Running the poormans sampler detailed in my previous post. I found that I got a heap of samples looking like this:
Thread 1 (Thread 0xb6f436f0 (LWP 1657)):
#0 0xb7828430 in __kernel_vsyscall ()
#1 0xb7370f93 in read () from /lib/tls/i686/cmov/libc.so.6
#2 0xb731aedb in _IO_file_underflow () from /lib/tls/i686/cmov/libc.so.6
#3 0xb731dcc8 in __underflow () from /lib/tls/i686/cmov/libc.so.6
#4 0xb731a888 in ?? () from /lib/tls/i686/cmov/libc.so.6
#5 0xb731c7b8 in _IO_sgetn () from /lib/tls/i686/cmov/libc.so.6
#6 0xb73103be in fread () from /lib/tls/i686/cmov/libc.so.6
#7 0x0811028f in main (argc=2, argv=0xbffccf54) at src/server.cpp:252
That is I was waiting for a read to complete. Sometimes for 5-10 seconds, sometimes for a few minutes.

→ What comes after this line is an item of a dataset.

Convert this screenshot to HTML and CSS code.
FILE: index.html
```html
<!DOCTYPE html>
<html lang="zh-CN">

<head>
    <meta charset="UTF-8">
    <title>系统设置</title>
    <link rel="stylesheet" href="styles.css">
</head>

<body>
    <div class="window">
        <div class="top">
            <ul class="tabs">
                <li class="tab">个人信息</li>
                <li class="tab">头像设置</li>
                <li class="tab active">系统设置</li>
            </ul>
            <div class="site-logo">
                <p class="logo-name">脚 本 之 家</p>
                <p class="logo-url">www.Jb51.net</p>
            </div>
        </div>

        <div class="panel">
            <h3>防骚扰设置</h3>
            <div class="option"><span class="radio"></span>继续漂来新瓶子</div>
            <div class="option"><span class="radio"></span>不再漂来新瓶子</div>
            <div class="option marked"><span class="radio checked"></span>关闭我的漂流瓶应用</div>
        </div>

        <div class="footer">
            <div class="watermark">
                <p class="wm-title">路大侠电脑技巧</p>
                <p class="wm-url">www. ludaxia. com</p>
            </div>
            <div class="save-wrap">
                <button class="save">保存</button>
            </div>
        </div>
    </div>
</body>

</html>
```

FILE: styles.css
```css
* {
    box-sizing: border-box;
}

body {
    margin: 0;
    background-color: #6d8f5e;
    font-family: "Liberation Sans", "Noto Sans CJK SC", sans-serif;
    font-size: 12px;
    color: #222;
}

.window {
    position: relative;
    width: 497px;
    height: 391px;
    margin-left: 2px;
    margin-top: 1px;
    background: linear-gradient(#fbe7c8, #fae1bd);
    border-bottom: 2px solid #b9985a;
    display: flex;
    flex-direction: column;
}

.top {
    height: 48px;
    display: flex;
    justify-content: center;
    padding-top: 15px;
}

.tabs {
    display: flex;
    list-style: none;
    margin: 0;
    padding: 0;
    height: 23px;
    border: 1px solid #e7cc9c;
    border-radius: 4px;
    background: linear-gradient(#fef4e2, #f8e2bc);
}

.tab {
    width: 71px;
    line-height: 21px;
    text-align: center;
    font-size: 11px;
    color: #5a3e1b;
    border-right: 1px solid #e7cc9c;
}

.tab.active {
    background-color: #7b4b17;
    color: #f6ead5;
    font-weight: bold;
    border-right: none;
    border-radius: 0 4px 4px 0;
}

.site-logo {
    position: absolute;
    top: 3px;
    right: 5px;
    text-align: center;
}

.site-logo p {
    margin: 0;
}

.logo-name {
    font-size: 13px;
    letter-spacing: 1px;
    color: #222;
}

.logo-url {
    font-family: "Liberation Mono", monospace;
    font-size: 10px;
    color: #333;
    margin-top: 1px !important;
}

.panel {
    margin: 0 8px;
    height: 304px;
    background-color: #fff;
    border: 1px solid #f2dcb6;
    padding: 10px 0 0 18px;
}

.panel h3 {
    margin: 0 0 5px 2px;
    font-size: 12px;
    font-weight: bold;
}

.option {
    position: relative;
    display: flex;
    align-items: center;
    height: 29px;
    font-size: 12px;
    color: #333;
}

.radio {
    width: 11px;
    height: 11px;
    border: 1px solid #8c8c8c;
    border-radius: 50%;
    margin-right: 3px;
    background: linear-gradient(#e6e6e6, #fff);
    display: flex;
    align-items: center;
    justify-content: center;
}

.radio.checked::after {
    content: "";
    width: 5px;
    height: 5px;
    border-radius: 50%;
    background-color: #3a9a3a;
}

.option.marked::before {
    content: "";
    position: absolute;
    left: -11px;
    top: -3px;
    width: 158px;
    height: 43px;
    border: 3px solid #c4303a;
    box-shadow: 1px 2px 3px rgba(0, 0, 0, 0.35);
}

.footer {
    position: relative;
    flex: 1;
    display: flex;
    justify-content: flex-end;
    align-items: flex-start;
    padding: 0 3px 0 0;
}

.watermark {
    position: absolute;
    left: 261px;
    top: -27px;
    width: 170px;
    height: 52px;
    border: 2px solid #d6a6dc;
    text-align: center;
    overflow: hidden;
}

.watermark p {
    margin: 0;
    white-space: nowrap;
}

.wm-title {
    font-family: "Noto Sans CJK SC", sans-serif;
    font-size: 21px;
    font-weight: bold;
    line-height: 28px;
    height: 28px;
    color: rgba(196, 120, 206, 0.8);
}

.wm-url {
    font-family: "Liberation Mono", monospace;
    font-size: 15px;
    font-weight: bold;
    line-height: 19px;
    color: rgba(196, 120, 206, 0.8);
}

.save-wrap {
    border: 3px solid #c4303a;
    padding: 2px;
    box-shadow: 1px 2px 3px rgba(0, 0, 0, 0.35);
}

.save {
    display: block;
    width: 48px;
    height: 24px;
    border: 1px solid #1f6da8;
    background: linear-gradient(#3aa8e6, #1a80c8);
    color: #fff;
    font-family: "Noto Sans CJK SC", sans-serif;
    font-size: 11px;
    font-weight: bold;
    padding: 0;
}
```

What was this troublesome read? An unexpected socket call? Nope - something I would never have expected. Here's the "offending" code.

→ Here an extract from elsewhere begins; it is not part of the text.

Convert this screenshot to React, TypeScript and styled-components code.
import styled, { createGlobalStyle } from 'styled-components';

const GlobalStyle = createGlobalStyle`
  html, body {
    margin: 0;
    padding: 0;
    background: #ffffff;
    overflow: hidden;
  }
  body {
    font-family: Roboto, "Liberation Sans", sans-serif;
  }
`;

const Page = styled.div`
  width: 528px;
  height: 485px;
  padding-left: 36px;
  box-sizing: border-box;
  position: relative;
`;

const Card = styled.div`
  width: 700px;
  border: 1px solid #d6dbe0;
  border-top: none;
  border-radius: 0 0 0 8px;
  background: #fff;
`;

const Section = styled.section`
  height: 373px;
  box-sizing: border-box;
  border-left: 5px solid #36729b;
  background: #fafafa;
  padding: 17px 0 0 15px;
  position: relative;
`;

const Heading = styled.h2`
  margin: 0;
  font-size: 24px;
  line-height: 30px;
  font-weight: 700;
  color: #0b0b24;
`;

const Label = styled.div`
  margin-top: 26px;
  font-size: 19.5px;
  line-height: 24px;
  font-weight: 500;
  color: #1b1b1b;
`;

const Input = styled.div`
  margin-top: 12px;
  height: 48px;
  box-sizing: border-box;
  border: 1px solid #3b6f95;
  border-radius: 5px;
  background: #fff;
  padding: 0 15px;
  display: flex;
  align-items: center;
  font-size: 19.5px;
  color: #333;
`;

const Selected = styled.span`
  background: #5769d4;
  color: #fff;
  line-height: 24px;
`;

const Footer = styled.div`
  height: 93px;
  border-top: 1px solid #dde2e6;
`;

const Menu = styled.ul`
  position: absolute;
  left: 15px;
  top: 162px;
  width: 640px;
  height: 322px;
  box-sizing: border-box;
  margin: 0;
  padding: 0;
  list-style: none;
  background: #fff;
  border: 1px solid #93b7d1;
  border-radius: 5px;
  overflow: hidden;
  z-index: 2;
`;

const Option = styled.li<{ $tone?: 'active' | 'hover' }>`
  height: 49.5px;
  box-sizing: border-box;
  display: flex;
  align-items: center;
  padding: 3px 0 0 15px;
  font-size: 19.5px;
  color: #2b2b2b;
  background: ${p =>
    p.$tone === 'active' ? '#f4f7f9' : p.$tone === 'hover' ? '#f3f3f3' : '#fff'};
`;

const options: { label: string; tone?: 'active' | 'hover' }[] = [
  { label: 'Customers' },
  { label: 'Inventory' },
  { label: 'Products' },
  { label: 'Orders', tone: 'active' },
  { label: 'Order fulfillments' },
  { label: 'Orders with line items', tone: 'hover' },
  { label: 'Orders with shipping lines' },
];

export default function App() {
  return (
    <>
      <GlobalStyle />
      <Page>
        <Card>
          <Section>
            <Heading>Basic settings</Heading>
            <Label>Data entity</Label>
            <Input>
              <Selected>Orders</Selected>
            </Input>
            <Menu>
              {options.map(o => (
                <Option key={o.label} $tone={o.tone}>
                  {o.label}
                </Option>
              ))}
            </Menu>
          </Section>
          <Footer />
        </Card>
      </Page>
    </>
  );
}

FILE * f = fopen("/dev/random", "r"); unsigned seed; fread( &seed, sizeof(seed), 1, f); fclose(f); srandom(seed);This code seeds the random number generators using some values pulled from the random device /dev/random.
Reading from /dev/random blocks until there is enough entropy in its internal entropy pool to complete the read. On an isolated VM there's not much system noise generating entropy and so the pool was emptying quickly.
Turns out theres a non-blocking random device that uses feedback of hashed values to prevent blocking when the entropy pool is low, so switching this to using "/dev/urandom" and all was OK.
Now maybe I could have found this by doing some traditional debugging, (maybe not as that may have generated enough noise to stop /dev/random blocking!) But using dumps from gdb the problem was found in a few minutes of time.